## BRIEF
Set down the listing below verbatim, but only from its first line through the line containing "this node would...</div>".

## RAW DATA
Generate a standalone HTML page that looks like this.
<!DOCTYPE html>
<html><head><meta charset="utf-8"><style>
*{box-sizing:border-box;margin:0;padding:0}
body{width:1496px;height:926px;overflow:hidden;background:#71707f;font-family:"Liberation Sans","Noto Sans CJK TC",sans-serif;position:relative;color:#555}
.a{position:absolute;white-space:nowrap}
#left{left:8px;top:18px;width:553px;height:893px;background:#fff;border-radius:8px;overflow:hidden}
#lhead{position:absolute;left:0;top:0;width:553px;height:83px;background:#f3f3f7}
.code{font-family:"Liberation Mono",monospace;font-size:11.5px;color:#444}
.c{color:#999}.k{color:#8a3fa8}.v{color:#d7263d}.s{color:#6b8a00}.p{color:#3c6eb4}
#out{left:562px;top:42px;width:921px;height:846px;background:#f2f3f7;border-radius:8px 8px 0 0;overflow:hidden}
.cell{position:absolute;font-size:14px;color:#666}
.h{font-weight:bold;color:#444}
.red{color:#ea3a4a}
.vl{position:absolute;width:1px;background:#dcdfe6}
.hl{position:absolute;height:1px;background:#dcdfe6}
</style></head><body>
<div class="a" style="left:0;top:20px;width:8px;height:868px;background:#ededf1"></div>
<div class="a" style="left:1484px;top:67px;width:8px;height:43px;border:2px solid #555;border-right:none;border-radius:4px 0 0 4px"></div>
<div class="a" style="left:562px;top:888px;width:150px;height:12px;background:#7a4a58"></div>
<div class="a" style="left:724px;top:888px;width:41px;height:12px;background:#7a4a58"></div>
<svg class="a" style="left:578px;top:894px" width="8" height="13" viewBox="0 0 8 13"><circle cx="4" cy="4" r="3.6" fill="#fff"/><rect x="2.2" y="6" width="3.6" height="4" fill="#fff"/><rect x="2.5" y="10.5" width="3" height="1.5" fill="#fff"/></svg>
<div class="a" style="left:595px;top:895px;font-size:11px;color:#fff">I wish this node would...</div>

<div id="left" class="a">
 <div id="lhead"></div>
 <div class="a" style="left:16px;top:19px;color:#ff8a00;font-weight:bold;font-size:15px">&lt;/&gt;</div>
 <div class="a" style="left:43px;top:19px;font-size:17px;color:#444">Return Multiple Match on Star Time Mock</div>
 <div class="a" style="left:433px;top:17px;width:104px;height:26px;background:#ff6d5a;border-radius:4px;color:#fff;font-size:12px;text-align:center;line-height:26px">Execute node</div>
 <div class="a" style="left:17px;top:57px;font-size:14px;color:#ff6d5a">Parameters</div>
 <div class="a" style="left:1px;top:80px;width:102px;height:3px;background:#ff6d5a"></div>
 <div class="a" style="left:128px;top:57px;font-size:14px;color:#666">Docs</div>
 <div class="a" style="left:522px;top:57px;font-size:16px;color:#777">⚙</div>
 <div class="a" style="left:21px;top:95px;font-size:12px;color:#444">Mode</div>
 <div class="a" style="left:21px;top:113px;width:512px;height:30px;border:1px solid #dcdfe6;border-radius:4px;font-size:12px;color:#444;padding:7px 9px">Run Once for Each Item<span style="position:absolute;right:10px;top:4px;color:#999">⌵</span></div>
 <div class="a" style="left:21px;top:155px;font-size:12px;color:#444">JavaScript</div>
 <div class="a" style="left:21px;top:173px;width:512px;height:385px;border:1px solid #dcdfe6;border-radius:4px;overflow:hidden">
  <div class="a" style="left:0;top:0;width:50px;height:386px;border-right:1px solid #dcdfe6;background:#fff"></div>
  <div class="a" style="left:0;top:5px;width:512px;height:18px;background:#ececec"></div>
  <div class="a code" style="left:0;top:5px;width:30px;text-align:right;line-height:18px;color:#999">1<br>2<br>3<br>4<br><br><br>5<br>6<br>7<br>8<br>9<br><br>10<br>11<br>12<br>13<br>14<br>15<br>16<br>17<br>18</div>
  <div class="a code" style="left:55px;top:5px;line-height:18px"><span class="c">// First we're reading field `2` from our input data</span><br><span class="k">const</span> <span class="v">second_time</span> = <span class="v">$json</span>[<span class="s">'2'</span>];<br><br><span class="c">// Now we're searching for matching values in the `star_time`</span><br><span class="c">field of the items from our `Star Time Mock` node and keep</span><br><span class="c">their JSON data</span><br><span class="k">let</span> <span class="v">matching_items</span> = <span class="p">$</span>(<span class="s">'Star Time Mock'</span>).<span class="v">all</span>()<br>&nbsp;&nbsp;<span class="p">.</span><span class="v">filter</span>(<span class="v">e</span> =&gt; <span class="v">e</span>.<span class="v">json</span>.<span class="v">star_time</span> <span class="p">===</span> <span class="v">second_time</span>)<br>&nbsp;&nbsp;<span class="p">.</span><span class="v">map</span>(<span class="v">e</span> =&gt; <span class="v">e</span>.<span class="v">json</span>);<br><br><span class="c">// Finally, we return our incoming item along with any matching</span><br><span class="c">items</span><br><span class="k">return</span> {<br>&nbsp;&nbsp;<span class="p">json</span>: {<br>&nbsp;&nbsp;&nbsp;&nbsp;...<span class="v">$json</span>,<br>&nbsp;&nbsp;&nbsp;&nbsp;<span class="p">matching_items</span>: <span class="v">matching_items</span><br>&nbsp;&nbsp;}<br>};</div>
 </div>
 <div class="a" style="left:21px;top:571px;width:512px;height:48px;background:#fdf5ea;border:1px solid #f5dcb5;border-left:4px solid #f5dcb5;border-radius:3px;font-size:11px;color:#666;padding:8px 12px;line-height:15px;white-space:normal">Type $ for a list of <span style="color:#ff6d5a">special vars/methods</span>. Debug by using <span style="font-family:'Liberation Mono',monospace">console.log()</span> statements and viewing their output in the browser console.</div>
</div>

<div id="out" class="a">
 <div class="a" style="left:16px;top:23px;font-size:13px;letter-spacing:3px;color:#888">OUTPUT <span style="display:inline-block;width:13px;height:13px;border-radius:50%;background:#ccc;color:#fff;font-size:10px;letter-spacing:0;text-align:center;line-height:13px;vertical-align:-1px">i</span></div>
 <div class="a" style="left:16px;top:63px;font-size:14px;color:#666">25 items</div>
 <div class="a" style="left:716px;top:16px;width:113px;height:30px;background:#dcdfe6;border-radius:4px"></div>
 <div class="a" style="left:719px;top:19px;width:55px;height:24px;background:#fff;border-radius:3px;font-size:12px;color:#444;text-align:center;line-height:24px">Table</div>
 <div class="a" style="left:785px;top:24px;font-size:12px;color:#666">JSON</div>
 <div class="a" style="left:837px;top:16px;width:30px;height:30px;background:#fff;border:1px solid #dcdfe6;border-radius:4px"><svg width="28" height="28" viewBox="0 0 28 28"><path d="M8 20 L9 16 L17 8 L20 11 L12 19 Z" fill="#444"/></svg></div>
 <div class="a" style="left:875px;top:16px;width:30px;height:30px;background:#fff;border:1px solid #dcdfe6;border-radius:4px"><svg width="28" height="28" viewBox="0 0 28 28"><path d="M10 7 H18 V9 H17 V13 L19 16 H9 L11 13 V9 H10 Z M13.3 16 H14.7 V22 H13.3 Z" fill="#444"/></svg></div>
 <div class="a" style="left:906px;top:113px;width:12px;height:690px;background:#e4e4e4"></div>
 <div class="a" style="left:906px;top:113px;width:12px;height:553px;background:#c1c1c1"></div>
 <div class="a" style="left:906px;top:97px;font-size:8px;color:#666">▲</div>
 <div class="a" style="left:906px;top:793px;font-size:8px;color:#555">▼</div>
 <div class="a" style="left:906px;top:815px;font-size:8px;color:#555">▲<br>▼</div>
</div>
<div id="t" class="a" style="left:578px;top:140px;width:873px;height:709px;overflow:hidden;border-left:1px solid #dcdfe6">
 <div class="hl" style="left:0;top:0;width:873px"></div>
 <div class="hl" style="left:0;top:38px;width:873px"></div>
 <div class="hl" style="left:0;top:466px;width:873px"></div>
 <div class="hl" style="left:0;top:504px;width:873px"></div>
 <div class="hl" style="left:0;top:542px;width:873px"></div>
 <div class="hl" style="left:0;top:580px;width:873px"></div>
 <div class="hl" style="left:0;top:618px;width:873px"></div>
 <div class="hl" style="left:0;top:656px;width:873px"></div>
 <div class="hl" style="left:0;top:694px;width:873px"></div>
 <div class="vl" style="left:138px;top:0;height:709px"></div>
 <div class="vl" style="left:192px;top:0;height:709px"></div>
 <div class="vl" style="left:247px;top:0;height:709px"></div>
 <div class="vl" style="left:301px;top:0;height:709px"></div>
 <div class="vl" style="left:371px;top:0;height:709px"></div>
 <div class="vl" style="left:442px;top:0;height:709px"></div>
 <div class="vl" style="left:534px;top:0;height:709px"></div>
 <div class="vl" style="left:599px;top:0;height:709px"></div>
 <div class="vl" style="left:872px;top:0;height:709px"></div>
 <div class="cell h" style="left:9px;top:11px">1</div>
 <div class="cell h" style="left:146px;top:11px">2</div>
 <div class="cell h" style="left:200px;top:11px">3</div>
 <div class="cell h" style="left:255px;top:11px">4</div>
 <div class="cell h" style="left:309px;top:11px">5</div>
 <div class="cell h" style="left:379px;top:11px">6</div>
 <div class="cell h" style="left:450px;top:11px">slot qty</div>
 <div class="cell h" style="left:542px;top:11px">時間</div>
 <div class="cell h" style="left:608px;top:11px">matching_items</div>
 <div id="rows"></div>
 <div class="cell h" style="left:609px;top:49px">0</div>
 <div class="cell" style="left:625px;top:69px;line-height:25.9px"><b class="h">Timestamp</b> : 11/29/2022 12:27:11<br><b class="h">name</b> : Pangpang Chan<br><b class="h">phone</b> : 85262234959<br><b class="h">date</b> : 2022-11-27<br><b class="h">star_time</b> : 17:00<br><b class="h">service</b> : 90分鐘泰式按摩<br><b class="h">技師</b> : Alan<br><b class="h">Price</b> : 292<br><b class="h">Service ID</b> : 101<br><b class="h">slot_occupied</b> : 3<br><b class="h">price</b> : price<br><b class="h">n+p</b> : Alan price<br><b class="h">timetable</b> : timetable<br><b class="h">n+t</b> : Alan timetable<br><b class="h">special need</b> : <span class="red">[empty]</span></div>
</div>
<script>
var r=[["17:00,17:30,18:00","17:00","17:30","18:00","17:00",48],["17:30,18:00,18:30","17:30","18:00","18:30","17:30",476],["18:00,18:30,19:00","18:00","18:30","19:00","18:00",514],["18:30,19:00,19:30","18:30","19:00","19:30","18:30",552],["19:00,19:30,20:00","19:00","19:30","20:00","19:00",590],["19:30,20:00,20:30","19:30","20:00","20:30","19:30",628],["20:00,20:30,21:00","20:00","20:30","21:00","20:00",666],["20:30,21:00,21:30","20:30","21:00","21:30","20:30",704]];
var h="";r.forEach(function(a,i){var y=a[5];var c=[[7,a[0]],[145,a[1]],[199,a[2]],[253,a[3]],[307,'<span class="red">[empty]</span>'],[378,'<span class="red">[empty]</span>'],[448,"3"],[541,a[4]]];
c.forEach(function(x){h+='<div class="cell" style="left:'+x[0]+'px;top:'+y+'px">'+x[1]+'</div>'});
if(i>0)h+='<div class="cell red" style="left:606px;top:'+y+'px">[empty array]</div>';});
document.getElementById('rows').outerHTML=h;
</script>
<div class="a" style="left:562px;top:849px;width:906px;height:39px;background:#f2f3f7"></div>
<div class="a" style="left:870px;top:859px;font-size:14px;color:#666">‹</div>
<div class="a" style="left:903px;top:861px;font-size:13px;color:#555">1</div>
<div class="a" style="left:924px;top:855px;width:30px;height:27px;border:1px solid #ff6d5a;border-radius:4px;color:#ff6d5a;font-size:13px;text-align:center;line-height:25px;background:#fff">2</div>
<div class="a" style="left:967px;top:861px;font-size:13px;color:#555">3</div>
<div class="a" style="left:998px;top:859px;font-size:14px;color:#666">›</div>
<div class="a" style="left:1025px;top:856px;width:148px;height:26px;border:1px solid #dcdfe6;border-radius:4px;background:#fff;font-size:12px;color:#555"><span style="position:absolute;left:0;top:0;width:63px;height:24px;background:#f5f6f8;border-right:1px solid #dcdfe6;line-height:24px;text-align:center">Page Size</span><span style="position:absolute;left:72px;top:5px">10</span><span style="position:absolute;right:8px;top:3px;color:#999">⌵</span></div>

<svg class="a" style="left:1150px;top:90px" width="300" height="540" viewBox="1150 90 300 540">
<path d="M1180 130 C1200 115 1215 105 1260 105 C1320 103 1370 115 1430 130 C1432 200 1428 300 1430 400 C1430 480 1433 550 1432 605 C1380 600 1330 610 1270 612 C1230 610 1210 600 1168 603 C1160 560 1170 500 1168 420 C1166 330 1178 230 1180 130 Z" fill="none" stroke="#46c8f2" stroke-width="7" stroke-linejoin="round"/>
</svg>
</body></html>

## OUTPUT OF THE TASK
Generate a standalone HTML page that looks like this.
<!DOCTYPE html>
<html><head><meta charset="utf-8"><style>
*{box-sizing:border-box;margin:0;padding:0}
body{width:1496px;height:926px;overflow:hidden;background:#71707f;font-family:"Liberation Sans","Noto Sans CJK TC",sans-serif;position:relative;color:#555}
.a{position:absolute;white-space:nowrap}
#left{left:8px;top:18px;width:553px;height:893px;background:#fff;border-radius:8px;overflow:hidden}
#lhead{position:absolute;left:0;top:0;width:553px;height:83px;background:#f3f3f7}
.code{font-family:"Liberation Mono",monospace;font-size:11.5px;color:#444}
.c{color:#999}.k{color:#8a3fa8}.v{color:#d7263d}.s{color:#6b8a00}.p{color:#3c6eb4}
#out{left:562px;top:42px;width:921px;height:846px;background:#f2f3f7;border-radius:8px 8px 0 0;overflow:hidden}
.cell{position:absolute;font-size:14px;color:#666}
.h{font-weight:bold;color:#444}
.red{color:#ea3a4a}
.vl{position:absolute;width:1px;background:#dcdfe6}
.hl{position:absolute;height:1px;background:#dcdfe6}
</style></head><body>
<div class="a" style="left:0;top:20px;width:8px;height:868px;background:#ededf1"></div>
<div class="a" style="left:1484px;top:67px;width:8px;height:43px;border:2px solid #555;border-right:none;border-radius:4px 0 0 4px"></div>
<div class="a" style="left:562px;top:888px;width:150px;height:12px;background:#7a4a58"></div>
<div class="a" style="left:724px;top:888px;width:41px;height:12px;background:#7a4a58"></div>
<svg class="a" style="left:578px;top:894px" width="8" height="13" viewBox="0 0 8 13"><circle cx="4" cy="4" r="3.6" fill="#fff"/><rect x="2.2" y="6" width="3.6" height="4" fill="#fff"/><rect x="2.5" y="10.5" width="3" height="1.5" fill="#fff"/></svg>
<div class="a" style="left:595px;top:895px;font-size:11px;color:#fff">I wish this node would...</div>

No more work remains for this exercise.